Fiona decides to leave Lost River and go into the city to give acting a more serious try, but in the end it is Ryan, who is just ten, who is discovered–first as a model and then as an actress. This strains the relationship between mother and daughter. The time the novel spends in NYC

After Gilly gives Ryan the news about the discovery of the photograph, he begs Ryan to come back to Westbeth, an apartment building populated by dancers and actors and artists and, famously, Jackie O. It’s a real place, actually. It’s worth reading about its interesting history and it is definitely a character in Greenwood’s book. So, in the present day Ryan and her daughter head back to the city and to the place that she, for a very important time in her life at least, called home. There are matters to attend to, and ghosts to exorcise.

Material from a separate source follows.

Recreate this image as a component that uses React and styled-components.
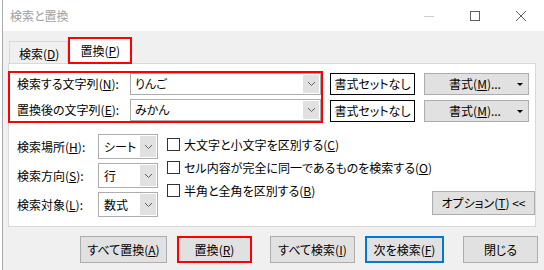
import React from "react";
import styled, { createGlobalStyle } from "styled-components";

const Global = createGlobalStyle`
  html, body { margin: 0; padding: 0; background: #fff; }
  body { width: 544px; height: 270px; overflow: hidden; }
  * { box-sizing: border-box; }
`;

const FONT = `"Noto Sans CJK JP", "Noto Sans", sans-serif`;

const Root = styled.div`
  width: 544px;
  height: 270px;
  padding-left: 2px;
  background: #fff;
  font-family: ${FONT};
  font-size: 12px;
  font-feature-settings: "palt" 1;
  color: #000;
  white-space: nowrap;
`;

const Win = styled.div`
  height: 100%;
  border-left: 1px solid #a9a9a9;
  background: #f0f0f0;
  display: flex;
  flex-direction: column;
`;

const TitleBar = styled.div`
  height: 31px;
  background: #fff;
  display: flex;
  align-items: center;
  padding-left: 7px;
`;

const Title = styled.div`
  flex: 1;
  color: #a0a0a0;
  font-size: 12px;
  line-height: 16px;
  padding-top: 1px;
`;

const CaptionBtn = styled.div`
  width: 46px;
  height: 31px;
  display: flex;
  align-items: center;
  justify-content: center;
`;

const TabStrip = styled.div`
  height: 32px;
  display: flex;
  align-items: flex-end;
  padding-left: 6px;
  position: relative;
  z-index: 1;
`;

const Tab = styled.div`
  height: ${(p) => (p.$active ? 27 : 22)}px;
  padding: ${(p) => (p.$active ? "1px 10px 0" : "2px 8px 0 9px")};
  display: flex;
  align-items: center;
  line-height: 16px;
  background: ${(p) => (p.$active ? "#fff" : "#f0f0f0")};
  border: ${(p) => (p.$active ? "2px solid #ff0000" : "1px solid #d9d9d9")};
  border-bottom: ${(p) => (p.$active ? "2px solid #ff0000" : "none")};
  margin-bottom: ${(p) => (p.$active ? "-1px" : "0")};
`;

const U = styled.span`
  text-decoration: underline;
  text-underline-offset: 1px;
`;

const Panel = styled.div`
  margin-left: 5px;
  width: 528px;
  height: 164px;
  background: #fff;
  border: 1px solid #d9d9d9;
  display: flex;
  flex-direction: column;
`;

const TopSection = styled.div`
  display: flex;
  margin-top: 7px;
  margin-left: -1px;
`;

const RedBox = styled.div`
  width: 315px;
  height: 52px;
  border: 2px solid #ff0000;
  padding-left: 7px;
  display: flex;
  flex-direction: column;
  gap: 4px;
`;

const FieldRow = styled.div`
  display: flex;
  align-items: center;
  height: 22px;
`;

const Label = styled.div`
  width: ${(p) => p.$w}px;
  line-height: 16px;
`;

const Combo = styled.div`
  width: ${(p) => p.$w}px;
  height: ${(p) => p.$h}px;
  border: 1px solid #adadad;
  background: #fff;
  display: flex;
  align-items: stretch;
`;

const ComboText = styled.div`
  flex: 1;
  padding-left: ${(p) => p.$pl || 4}px;
  display: flex;
  align-items: center;
  line-height: 16px;
  overflow: hidden;
`;

const ComboArrow = styled.div`
  width: 16px;
  margin: 1px;
  background: #e1e1e1;
  display: flex;
  align-items: center;
  justify-content: center;
`;

const BtnCol = styled.div`
  display: flex;
  flex-direction: column;
  gap: 5px;
  padding-top: 2px;
  margin-left: ${(p) => p.$ml}px;
`;

const OutlineBtn = styled.div`
  width: 85px;
  height: 22px;
  border: 1px solid #000;
  background: #fff;
  display: flex;
  align-items: center;
  justify-content: center;
  line-height: 16px;
`;

const GrayBtn = styled.div`
  width: ${(p) => p.$w}px;
  height: ${(p) => p.$h}px;
  background: #e1e1e1;
  border: ${(p) =>
    p.$tone === "red"
      ? "2px solid #ff0000"
      : p.$tone === "blue"
      ? "2px solid #0078d7"
      : "1px solid #adadad"};
  display: flex;
  align-items: center;
  justify-content: center;
  line-height: 16px;
`;

const FmtText = styled.div`
  flex: 1;
  text-align: center;
  padding-left: 8px;
`;

const Caret = styled.div`
  width: 0;
  height: 0;
  border-left: 3px solid transparent;
  border-right: 3px solid transparent;
  border-top: 3px solid #000;
  margin-right: 5px;
`;

const LowerSection = styled.div`
  display: flex;
  margin-top: 11px;
  padding-left: 8px;
  padding-right: 6px;
`;

const SelectCol = styled.div`
  display: flex;
  flex-direction: column;
  gap: 4px;
`;

const SelectRow = styled.div`
  display: flex;
  align-items: center;
  height: 25px;
`;

const CheckCol = styled.div`
  margin-left: 9px;
  margin-top: -1px;
  display: flex;
  flex-direction: column;
`;

const CheckRow = styled.label`
  display: flex;
  align-items: center;
  height: 23px;
  line-height: 16px;
`;

const Box = styled.span`
  width: 13px;
  height: 13px;
  border: 1px solid #333;
  background: #fff;
  margin-right: 4px;
  flex-shrink: 0;
`;

const OptionsWrap = styled.div`
  margin-left: auto;
  align-self: flex-end;
  margin-bottom: 2px;
`;

const BottomBar = styled.div`
  display: flex;
  margin-top: 9px;
  padding-left: 77px;
`;

const Gap = styled.div`
  width: ${(p) => p.$w}px;
  flex-shrink: 0;
`;

const Chevron = () => (
  <svg width="9" height="6" viewBox="0 0 9 6">
    <polyline points="1,1 4.5,4.5 8,1" fill="none" stroke="#606060" strokeWidth="1" />
  </svg>
);

const ComboBox = ({ w, h, text, pl }) => (
  <Combo $w={w} $h={h}>
    <ComboText $pl={pl}>{text}</ComboText>
    <ComboArrow>
      <Chevron />
    </ComboArrow>
  </Combo>
);

const Acc = ({ pre, k, post = "" }) => (
  <>
    {pre}(<U>{k}</U>){post}
  </>
);

export default function App() {
  return (
    <>
      <Global />
      <Root>
        <Win>
          <TitleBar>
            <Title>検索と置換</Title>
            <CaptionBtn>
              <svg width="10" height="10" viewBox="0 0 10 10">
                <line x1="0" y1="5.5" x2="10" y2="5.5" stroke="#cccccc" strokeWidth="1" />
              </svg>
            </CaptionBtn>
            <CaptionBtn>
              <svg width="10" height="10" viewBox="0 0 10 10">
                <rect x="0.5" y="0.5" width="9" height="9" fill="none" stroke="#5f5f5f" strokeWidth="1" />
              </svg>
            </CaptionBtn>
            <CaptionBtn>
              <svg width="10" height="10" viewBox="0 0 10 10">
                <path d="M0 0 L10 10 M10 0 L0 10" stroke="#5f5f5f" strokeWidth="1" />
              </svg>
            </CaptionBtn>
          </TitleBar>

          <TabStrip>
            <Tab>
              <Acc pre="検索" k="D" />
            </Tab>
            <Tab $active>
              <Acc pre="置換" k="P" />
            </Tab>
          </TabStrip>

          <Panel>
            <TopSection>
              <RedBox>
                <FieldRow>
                  <Label $w={113}>
                    <Acc pre="検索する文字列" k="N" post=":" />
                  </Label>
                  <ComboBox w={191} h={22} text="りんご" />
                </FieldRow>
                <FieldRow>
                  <Label $w={113}>
                    <Acc pre="置換後の文字列" k="E" post=":" />
                  </Label>
                  <ComboBox w={191} h={22} text="みかん" />
                </FieldRow>
              </RedBox>
              <BtnCol $ml={7}>
                <OutlineBtn>書式セットなし</OutlineBtn>
                <OutlineBtn>書式セットなし</OutlineBtn>
              </BtnCol>
              <BtnCol $ml={9}>
                <GrayBtn $w={105} $h={22}>
                  <FmtText>
                    <Acc pre="書式" k="M" post="..." />
                  </FmtText>
                  <Caret />
                </GrayBtn>
                <GrayBtn $w={105} $h={22}>
                  <FmtText>
                    <Acc pre="書式" k="M" post="..." />
                  </FmtText>
                  <Caret />
                </GrayBtn>
              </BtnCol>
            </TopSection>

            <LowerSection>
              <SelectCol>
                <SelectRow>
                  <Label $w={81}>
                    <Acc pre="検索場所" k="H" post=":" />
                  </Label>
                  <ComboBox w={60} h={25} text="シート" pl={5} />
                </SelectRow>
                <SelectRow>
                  <Label $w={81}>
                    <Acc pre="検索方向" k="S" post=":" />
                  </Label>
                  <ComboBox w={60} h={25} text="行" pl={5} />
                </SelectRow>
                <SelectRow>
                  <Label $w={81}>
                    <Acc pre="検索対象" k="L" post=":" />
                  </Label>
                  <ComboBox w={60} h={25} text="数式" pl={5} />
                </SelectRow>
              </SelectCol>
              <CheckCol>
                <CheckRow>
                  <Box />
                  <Acc pre="大文字と小文字を区別する" k="C" />
                </CheckRow>
                <CheckRow>
                  <Box />
                  <Acc pre="セル内容が完全に同一であるものを検索する" k="O" />
                </CheckRow>
                <CheckRow>
                  <Box />
                  <Acc pre="半角と全角を区別する" k="B" />
                </CheckRow>
              </CheckCol>
              <OptionsWrap>
                <GrayBtn $w={103} $h={24}>
                  <Acc pre="オプション" k="T" post=" <<" />
                </GrayBtn>
              </OptionsWrap>
            </LowerSection>
          </Panel>

          <BottomBar>
            <GrayBtn $w={87} $h={27}>
              <Acc pre="すべて置換" k="A" />
            </GrayBtn>
            <Gap $w={10} />
            <GrayBtn $w={75} $h={27} $tone="red">
              <Acc pre="置換" k="R" />
            </GrayBtn>
            <Gap $w={18} />
            <GrayBtn $w={85} $h={27}>
              <Acc pre="すべて検索" k="I" />
            </GrayBtn>
            <Gap $w={10} />
            <GrayBtn $w={79} $h={27} $tone="blue">
              <Acc pre="次を検索" k="F" />
            </GrayBtn>
            <Gap $w={19} />
            <GrayBtn $w={75} $h={27}>閉じる</GrayBtn>
          </BottomBar>
        </Win>
      </Root>
    </>
  );
}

This book is very evocative of a time and place and as someone who loves New York and grew up in the 1970s, I found that very compelling. I also loved Ryan’s recollection of her childhood, the perspective skewed through the lens of adulthood. When she recalls her first major ad campaign (for Love’s Baby Soft, a mainstay of every teenage girl in the 1970s) she says

I am wearing fake eyelashes, pink rouge on my cheeks, and lip gloss so thick and shiny you can almost see your reflection in my pout. I am holding a pale pink stuffed bunny. But you can’t tell if I am a child made up to look like an adult, or an adult made to look like a child. When I found the ad years later, it felt like someone had punched me in my throat.

And if you are wondering where Ryan’s mother was in all this, yeah, that’s kind of the point.

This is a terrific, well-written book. Highly recommended.